An example of how this resource could be used in a step-like sequence that increases in complexity would be as follows:
1. As a warm-up activity to motivate interest and increase engagement, on the quiz website the lecturer selects part of the anatomy to be explored and students will learn more about, for example, the skin, the brain etc. It would make more sense to do a quiz on such an area of anatomy that would be part of a module that will later focus on one or more of these areas of anatomy so as to provide opportunities to better visualize, contextualize, understand and recognize words/expressions.
2. The lecturer can project the visually appealing quiz onto a large screen and ask the students to respond to the questions. There are nine modes to play a quiz, so the lecturer can start with a mode which makes it easier to successfully complete the quiz. For example, the ‘drop down menu with autotype’ mode only needs one letter to be typed in the field for options to appear, including the correct answer. Students may be called upon individually to give the right answer, or could work in small groups (2-4), the latter increasing confidence for a competitive activity. However, the ‘Pin’ mode is more difficult, and students have to drag and drop the word on the right location. This activity is also colour-coded, so a correct answer in one click is white, a correct answer in two clicks orange and so on. Outside of the classroom, students can increase autonomy and knowledge by going through the quiz again, using different modes that vary in level of difficulty. An alternative to the lecturer directing the activities, students may be asked to work on their computers or mobile phones – either individually or in groups – and to explore the various modes.

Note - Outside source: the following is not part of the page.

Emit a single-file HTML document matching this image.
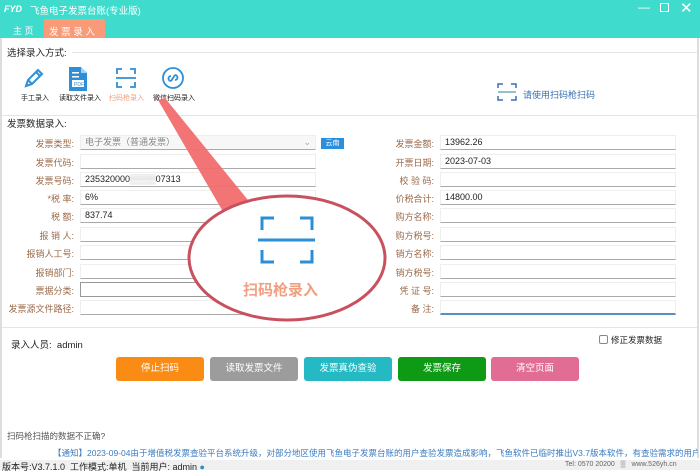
<!DOCTYPE html>
<html><head><meta charset="utf-8">
<style>
*{margin:0;padding:0;box-sizing:border-box}
body{width:700px;height:470px;overflow:hidden;background:#fff;font-family:"Liberation Sans","Noto Sans CJK SC",sans-serif;position:relative;font-size:9px;color:#333}
.a{position:absolute;white-space:nowrap}
.lab{position:absolute;color:#9b6a4a;font-size:9px;text-align:right;white-space:nowrap}
.in{position:absolute;height:15px;background:#fff;border:1px solid #eee;border-bottom:1px solid #aaa;font-size:9px;line-height:13px;padding-left:4px;color:#222}
.btn{position:absolute;top:357px;height:24px;width:88px;border-radius:3px;color:#fff;font-size:9.5px;text-align:center;line-height:24px}
</style></head><body>
<div class="a" style="left:0;top:0;width:700px;height:38px;background:#3fdccd"></div>
<div class="a" style="left:4px;top:4px;color:#fff;font-size:9px;font-style:italic;font-weight:bold">FYD</div>
<div class="a" style="left:30px;top:3px;color:#fff;font-size:9.5px">飞鱼电子发票台账(专业版)</div>
<div class="a" style="left:638px;top:0;color:#fff;font-size:12px">—</div>
<div class="a" style="left:660px;top:3px;width:9px;height:9px;border:1.5px solid #fff"></div>
<div class="a" style="left:680px;top:-1px;color:#fff;font-size:15px">✕</div>
<div class="a" style="left:13px;top:24px;color:#fff;font-size:9px">主 页</div>
<div class="a" style="left:44px;top:19px;width:61px;height:19px;background:#f99a78;color:#fff;font-size:9.5px;padding:5px 0 0 5px">发 票 录 入</div>
<div class="a" style="left:0;top:38px;width:2px;height:420px;background:#ddd"></div>
<div class="a" style="left:697px;top:38px;width:2px;height:420px;background:#ddd"></div>

<div class="a" style="left:7px;top:45px;font-size:9.5px;color:#222">选择录入方式:</div>
<div class="a" style="left:72px;top:52px;width:625px;height:1px;background:#e4e4e4"></div>
<svg class="a" style="left:22px;top:66px" width="24" height="24" viewBox="0 0 24 24"><g fill="none" stroke="#2d8fd8" stroke-width="2"><path d="M4 20l2-6 10-10 4 4-10 10z"/><path d="M6 14l4 4M14 6l4 4"/></g></svg>
<svg class="a" style="left:67px;top:66px" width="22" height="26" viewBox="0 0 22 26"><path d="M2 1h12l6 6v18H2z" fill="#2d8fd8"/><path d="M14 1v6h6" fill="#9fd0f5"/><rect x="5" y="6" width="7" height="1.5" fill="#fff"/><rect x="5" y="10" width="7" height="1.5" fill="#fff"/><rect x="5" y="14" width="12" height="7" fill="#fff"/><text x="7" y="20" font-size="5" fill="#2d8fd8" font-family="Liberation Sans">PDF</text></svg>
<svg class="a" style="left:115px;top:67px" width="22" height="22" viewBox="0 0 22 22"><g fill="none" stroke="#2d8fd8" stroke-width="1.8"><path d="M2 7V2h5M15 2h5v5M2 15v5h5M15 20h5v-5"/><path d="M1 11h20"/></g></svg>
<svg class="a" style="left:161px;top:66px" width="24" height="24" viewBox="0 0 24 24"><g fill="none" stroke="#2d8fd8" stroke-width="1.8"><circle cx="12" cy="12" r="10"/><path d="M10 15a2.5 2.5 0 1 1 0-5M14 9a2.5 2.5 0 1 1 0 5M10 15l4-6"/></g></svg>
<div class="a" style="left:21px;top:93px;font-size:7px;color:#222">手工录入</div>
<div class="a" style="left:59px;top:93px;font-size:7px;color:#222">读取文件录入</div>
<div class="a" style="left:109px;top:93px;font-size:7px;color:#f0a080">扫码枪录入</div>
<div class="a" style="left:153px;top:93px;font-size:7px;color:#222">微信扫码录入</div>
<svg class="a" style="left:497px;top:83px" width="20" height="18" viewBox="0 0 20 18"><g fill="none" stroke="#3a6fb0" stroke-width="1.5"><path d="M1 5V1h5M14 1h5v4M1 13v4h5M14 17h5v-4"/><path d="M1 9h18" stroke="#7ab"/></g></svg>
<div class="a" style="left:523px;top:88px;font-size:9px;color:#3a6fb0">请使用扫码枪扫码</div>
<div class="a" style="left:2px;top:115px;width:695px;height:1px;background:#e4e4e4"></div>
<div class="a" style="left:7px;top:116px;font-size:9.5px;color:#222">发票数据录入:</div>
<div class="a" style="left:2px;top:327px;width:695px;height:1px;background:#e4e4e4"></div>

<div class="lab" style="right:626px;top:137px">发票类型:</div>
<div class="in" style="left:80px;top:135px;width:236px;color:#888;background:#f7f7f7">电子发票（普通发票）<span style="position:absolute;right:4px;color:#aaa">⌄</span></div>
<div class="a" style="left:321px;top:138px;width:23px;height:11px;background:#2b8fe0;color:#fff;font-size:7px;text-align:center;line-height:11px">云南</div>
<div class="lab" style="right:626px;top:156px">发票代码:</div><div class="in" style="left:80px;top:154px;width:236px"></div>
<div class="lab" style="right:626px;top:174px">发票号码:</div><div class="in" style="left:80px;top:172px;width:236px">235320000<span style="color:#bbb">▒▒▒▒</span>07313</div>
<div class="lab" style="right:626px;top:192px">*税 率:</div><div class="in" style="left:80px;top:190px;width:236px">6%<span style="position:absolute;right:4px;color:#aaa">⌄</span></div>
<div class="lab" style="right:626px;top:210px">税 额:</div><div class="in" style="left:80px;top:208px;width:236px">837.74</div>
<div class="lab" style="right:626px;top:229px">报 销 人:</div><div class="in" style="left:80px;top:227px;width:236px"></div>
<div class="lab" style="right:626px;top:247px">报销人工号:</div><div class="in" style="left:80px;top:245px;width:236px"></div>
<div class="lab" style="right:626px;top:266px">报销部门:</div><div class="in" style="left:80px;top:264px;width:236px"></div>
<div class="lab" style="right:626px;top:284px">票据分类:</div><div class="in" style="left:80px;top:282px;width:236px;border:1px solid #999"></div>
<div class="lab" style="right:626px;top:302px">发票源文件路径:</div><div class="in" style="left:80px;top:300px;width:236px"></div>

<div class="lab" style="right:266px;top:137px">发票金额:</div><div class="in" style="left:440px;top:135px;width:236px">13962.26</div>
<div class="lab" style="right:266px;top:156px">开票日期:</div><div class="in" style="left:440px;top:154px;width:236px">2023-07-03</div>
<div class="lab" style="right:266px;top:174px">校 验 码:</div><div class="in" style="left:440px;top:172px;width:236px"></div>
<div class="lab" style="right:266px;top:192px">价税合计:</div><div class="in" style="left:440px;top:190px;width:236px">14800.00</div>
<div class="lab" style="right:266px;top:210px">购方名称:</div><div class="in" style="left:440px;top:208px;width:236px"></div>
<div class="lab" style="right:266px;top:229px">购方税号:</div><div class="in" style="left:440px;top:227px;width:236px"></div>
<div class="lab" style="right:266px;top:247px">销方名称:</div><div class="in" style="left:440px;top:245px;width:236px"></div>
<div class="lab" style="right:266px;top:266px">销方税号:</div><div class="in" style="left:440px;top:264px;width:236px"></div>
<div class="lab" style="right:266px;top:284px">凭 证 号:</div><div class="in" style="left:440px;top:282px;width:236px"></div>
<div class="lab" style="right:266px;top:302px">备 注:</div><div class="in" style="left:440px;top:300px;width:236px;border-bottom:2px solid #5a8fc0"></div>

<svg class="a" style="left:0;top:0" width="700" height="470">
<polygon points="158,100 165,98 252,205 225,215" fill="#f26d6d" opacity="0.95"/>
<ellipse cx="287" cy="258" rx="98" ry="62" fill="#fff" stroke="#c9505e" stroke-width="3"/>
<g fill="none" stroke="#2b8fd6" stroke-width="3"><path d="M262 230v-12h12M300 218h12v12M262 250v12h12M300 262h12v-12"/><path d="M258 240h57"/></g>
<text x="243" y="295" font-size="15" font-weight="bold" fill="#f0a080" font-family="Noto Sans CJK SC">扫码枪录入</text>
</svg>

<div class="a" style="left:11px;top:337px;font-size:9.5px;color:#222">录入人员:&nbsp; admin</div>
<div class="a" style="left:599px;top:335px;width:9px;height:9px;border:1px solid #888;border-radius:2px"></div>
<div class="a" style="left:611px;top:334px;font-size:8.5px;color:#222">修正发票数据</div>
<div class="btn" style="left:116px;background:#fa8c16">停止扫码</div>
<div class="btn" style="left:210px;background:#9c9c9c">读取发票文件</div>
<div class="btn" style="left:304px;background:#25b9c4">发票真伪查验</div>
<div class="btn" style="left:398px;background:#0f9a15">发票保存</div>
<div class="btn" style="left:491px;background:#e26d94">清空页面</div>

<div class="a" style="left:7px;top:430px;font-size:8.5px;color:#555">扫码枪扫描的数据不正确?</div>
<div class="a" style="left:53px;top:447px;width:645px;overflow:hidden;font-size:8.5px;color:#3a7bc0">【通知】2023-09-04由于增值税发票查验平台系统升级，对部分地区使用飞鱼电子发票台账的用户查验发票造成影响，飞鱼软件已临时推出V3.7版本软件，有查验需求的用户请及时更新</div>
<div class="a" style="left:0;top:460px;width:700px;height:10px;background:#f0f0f0"></div>
<div class="a" style="left:2px;top:460px;font-size:9px;color:#222">版本号:V3.7.1.0 &nbsp;工作模式:单机 &nbsp;当前用户: admin <span style="color:#2b8fd6">●</span></div>
<div class="a" style="left:565px;top:461px;font-size:7px;color:#666">Tel: 0570 20200 &nbsp; ▒ &nbsp; www.526yh.cn</div>
</body></html>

3. The lecturer could then move on to providing students with sentences and /or dialogues in written form which provide a different context for using the words focused on in the quizzes. These could be cloze texts, either of a more academic nature (an abstract or article) or a dialogue. For the latter, for example, a senior doctor might be explaining aspects of the anatomy to a junior colleague. The students would need to complete the texts accordingly.
4. A more communicative approach to further consolidate vocabulary acquisition would be to role play the preceding dialogue, with the senior doctor pointing out the location of the words on the anatomy as they say them. Roles can then be reversed.
5. If considered appropriate by the lecturer, the students could then be asked to explain the function of various parts of the anatomy.